Supplied data.
— BEGIN —
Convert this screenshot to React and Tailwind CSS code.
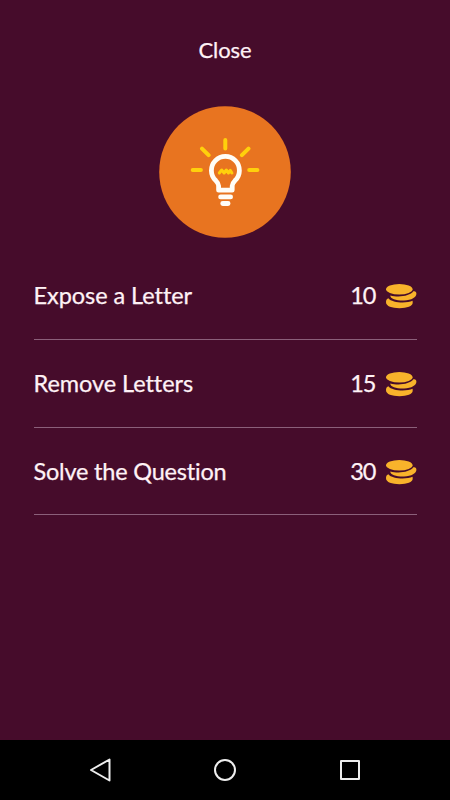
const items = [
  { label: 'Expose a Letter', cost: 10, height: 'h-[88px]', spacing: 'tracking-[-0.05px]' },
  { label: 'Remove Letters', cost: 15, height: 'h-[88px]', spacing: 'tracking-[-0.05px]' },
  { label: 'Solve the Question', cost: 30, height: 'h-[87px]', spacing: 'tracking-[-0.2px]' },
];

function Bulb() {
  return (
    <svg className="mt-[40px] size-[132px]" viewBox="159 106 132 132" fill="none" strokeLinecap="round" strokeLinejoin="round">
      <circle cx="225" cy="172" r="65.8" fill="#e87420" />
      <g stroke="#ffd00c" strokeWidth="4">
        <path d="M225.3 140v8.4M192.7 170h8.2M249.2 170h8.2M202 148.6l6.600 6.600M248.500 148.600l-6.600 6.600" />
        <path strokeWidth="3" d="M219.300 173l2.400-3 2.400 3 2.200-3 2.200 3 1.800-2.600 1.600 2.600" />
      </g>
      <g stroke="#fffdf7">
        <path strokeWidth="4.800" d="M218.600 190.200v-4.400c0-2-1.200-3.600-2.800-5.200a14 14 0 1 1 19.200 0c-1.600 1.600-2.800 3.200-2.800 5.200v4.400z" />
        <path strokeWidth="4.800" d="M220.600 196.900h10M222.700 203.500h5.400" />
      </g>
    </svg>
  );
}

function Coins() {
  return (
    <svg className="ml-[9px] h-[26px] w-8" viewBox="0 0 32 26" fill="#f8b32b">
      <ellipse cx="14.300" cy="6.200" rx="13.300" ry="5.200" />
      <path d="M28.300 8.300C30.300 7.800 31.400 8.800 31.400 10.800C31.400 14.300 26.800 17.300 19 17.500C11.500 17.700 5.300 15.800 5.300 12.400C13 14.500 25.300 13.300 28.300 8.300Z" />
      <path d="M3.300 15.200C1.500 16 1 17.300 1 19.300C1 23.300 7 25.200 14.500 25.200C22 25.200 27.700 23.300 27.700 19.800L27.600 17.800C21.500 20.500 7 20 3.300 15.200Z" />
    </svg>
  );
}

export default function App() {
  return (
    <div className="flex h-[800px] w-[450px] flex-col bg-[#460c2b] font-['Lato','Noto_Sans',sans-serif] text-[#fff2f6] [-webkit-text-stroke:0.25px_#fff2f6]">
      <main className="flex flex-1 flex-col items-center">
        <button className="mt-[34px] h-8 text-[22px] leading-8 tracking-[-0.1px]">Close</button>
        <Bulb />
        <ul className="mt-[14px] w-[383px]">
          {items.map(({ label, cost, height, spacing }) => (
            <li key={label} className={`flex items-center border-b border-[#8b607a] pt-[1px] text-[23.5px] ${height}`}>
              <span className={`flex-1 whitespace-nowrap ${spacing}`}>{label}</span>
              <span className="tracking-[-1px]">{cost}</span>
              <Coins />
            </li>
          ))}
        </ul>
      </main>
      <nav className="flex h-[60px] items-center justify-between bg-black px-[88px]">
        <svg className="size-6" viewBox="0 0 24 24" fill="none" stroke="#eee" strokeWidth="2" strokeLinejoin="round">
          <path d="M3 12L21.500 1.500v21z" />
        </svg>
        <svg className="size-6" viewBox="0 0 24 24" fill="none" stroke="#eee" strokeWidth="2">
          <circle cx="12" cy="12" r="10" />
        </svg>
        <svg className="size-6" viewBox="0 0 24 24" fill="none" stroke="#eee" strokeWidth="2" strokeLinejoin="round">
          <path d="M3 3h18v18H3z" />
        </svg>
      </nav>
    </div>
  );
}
— END —
— BEGIN —
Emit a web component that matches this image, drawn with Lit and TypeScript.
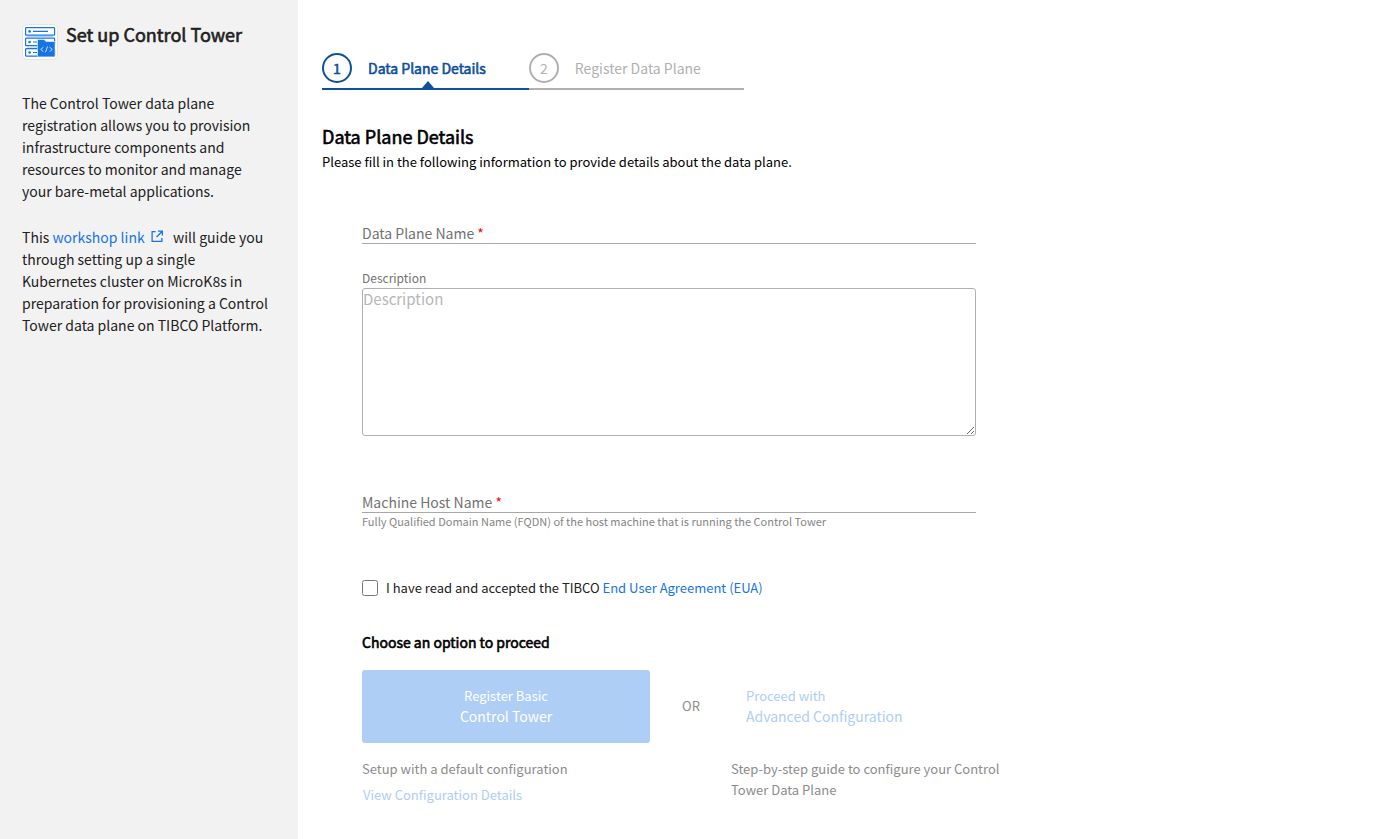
— END —
— BEGIN —
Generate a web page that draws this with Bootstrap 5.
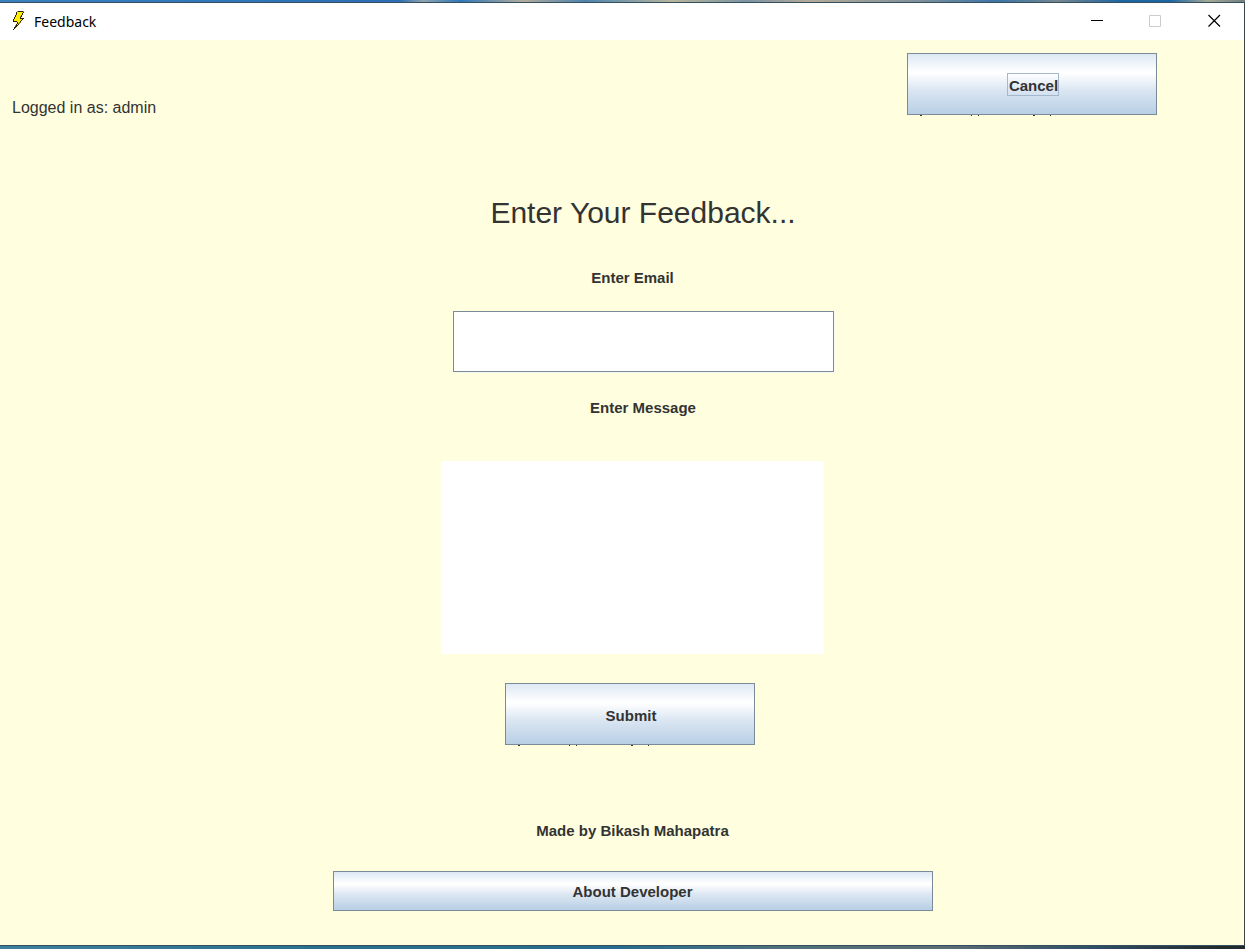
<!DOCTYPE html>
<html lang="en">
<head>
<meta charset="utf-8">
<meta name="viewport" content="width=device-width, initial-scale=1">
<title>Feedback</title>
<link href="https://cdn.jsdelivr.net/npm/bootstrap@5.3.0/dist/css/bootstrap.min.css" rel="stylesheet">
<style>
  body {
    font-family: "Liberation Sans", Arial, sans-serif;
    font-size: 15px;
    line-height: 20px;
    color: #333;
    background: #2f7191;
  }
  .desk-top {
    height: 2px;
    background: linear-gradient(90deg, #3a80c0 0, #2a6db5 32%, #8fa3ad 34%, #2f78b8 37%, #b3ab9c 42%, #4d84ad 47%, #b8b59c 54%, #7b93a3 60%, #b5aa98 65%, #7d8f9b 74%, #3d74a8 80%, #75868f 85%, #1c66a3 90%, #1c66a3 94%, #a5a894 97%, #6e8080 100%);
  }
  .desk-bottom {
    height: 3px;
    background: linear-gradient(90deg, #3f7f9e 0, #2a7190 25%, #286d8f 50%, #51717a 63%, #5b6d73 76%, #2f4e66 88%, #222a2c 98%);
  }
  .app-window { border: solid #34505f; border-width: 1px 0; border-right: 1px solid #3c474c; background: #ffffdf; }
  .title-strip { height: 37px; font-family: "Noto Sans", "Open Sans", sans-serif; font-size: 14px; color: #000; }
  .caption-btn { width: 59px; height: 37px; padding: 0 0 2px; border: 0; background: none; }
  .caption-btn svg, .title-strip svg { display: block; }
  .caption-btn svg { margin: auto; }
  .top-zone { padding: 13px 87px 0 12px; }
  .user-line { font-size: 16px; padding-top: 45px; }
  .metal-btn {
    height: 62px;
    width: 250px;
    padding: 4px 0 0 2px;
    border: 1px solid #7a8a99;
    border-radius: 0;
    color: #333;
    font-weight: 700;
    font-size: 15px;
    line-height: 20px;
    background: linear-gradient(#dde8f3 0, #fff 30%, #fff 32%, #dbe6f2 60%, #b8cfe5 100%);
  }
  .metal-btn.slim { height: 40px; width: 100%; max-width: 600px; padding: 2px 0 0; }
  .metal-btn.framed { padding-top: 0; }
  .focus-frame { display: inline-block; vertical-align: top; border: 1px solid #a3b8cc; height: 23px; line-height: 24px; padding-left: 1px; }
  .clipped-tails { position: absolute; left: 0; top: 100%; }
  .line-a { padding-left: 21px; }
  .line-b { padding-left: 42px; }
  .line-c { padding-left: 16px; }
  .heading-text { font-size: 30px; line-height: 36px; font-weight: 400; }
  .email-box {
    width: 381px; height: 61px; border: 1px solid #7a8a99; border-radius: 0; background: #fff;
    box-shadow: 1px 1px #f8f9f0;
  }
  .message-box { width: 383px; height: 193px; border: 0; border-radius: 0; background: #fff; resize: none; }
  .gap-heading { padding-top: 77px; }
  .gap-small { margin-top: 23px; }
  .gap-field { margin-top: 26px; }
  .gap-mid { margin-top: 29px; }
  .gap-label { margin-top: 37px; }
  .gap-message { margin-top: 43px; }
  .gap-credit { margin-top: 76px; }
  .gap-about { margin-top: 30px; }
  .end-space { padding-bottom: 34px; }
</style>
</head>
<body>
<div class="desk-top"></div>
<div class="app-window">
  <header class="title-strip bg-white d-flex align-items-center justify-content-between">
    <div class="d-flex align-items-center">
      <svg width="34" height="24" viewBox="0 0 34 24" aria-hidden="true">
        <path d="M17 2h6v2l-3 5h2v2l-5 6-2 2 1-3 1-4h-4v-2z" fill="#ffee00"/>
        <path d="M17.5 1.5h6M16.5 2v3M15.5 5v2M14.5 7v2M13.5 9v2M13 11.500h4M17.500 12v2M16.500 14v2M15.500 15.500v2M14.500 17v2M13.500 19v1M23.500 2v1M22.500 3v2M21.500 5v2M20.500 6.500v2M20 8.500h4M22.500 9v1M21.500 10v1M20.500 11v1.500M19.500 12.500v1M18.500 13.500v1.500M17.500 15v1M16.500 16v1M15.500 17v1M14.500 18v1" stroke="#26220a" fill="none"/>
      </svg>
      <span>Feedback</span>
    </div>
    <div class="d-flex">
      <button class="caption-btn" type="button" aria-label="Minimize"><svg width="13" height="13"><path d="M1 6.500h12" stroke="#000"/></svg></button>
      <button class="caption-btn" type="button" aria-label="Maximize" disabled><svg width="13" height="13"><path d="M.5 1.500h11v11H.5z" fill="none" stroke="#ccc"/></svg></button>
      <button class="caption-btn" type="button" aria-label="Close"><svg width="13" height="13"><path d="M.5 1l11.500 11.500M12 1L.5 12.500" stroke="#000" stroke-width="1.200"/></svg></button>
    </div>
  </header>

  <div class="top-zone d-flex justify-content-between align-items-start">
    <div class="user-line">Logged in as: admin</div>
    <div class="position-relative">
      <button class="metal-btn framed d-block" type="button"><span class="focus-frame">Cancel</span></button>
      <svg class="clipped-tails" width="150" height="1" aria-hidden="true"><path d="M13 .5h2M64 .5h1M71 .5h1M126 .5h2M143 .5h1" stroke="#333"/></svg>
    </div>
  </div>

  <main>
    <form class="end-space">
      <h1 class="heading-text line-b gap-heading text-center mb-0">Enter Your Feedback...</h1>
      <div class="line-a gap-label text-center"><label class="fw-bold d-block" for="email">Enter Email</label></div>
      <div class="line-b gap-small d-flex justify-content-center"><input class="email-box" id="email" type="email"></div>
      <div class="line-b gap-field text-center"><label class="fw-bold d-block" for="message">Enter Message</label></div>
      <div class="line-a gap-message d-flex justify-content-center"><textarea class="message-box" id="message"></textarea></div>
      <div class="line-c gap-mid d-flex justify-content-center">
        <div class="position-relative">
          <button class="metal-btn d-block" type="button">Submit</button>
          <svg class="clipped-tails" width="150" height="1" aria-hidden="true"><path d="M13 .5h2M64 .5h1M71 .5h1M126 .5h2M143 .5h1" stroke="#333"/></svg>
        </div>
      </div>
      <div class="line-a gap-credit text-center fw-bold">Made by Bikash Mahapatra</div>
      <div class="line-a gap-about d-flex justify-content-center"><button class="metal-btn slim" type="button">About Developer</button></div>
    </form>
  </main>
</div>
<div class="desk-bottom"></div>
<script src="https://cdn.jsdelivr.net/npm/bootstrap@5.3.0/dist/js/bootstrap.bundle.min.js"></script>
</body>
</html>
— END —
Set task.
Find every line in the records above that holds the word "with", and copy each one.

Complete answer.
Emit a web component that matches this image, drawn with Lit and TypeScript.
Generate a web page that draws this with Bootstrap 5.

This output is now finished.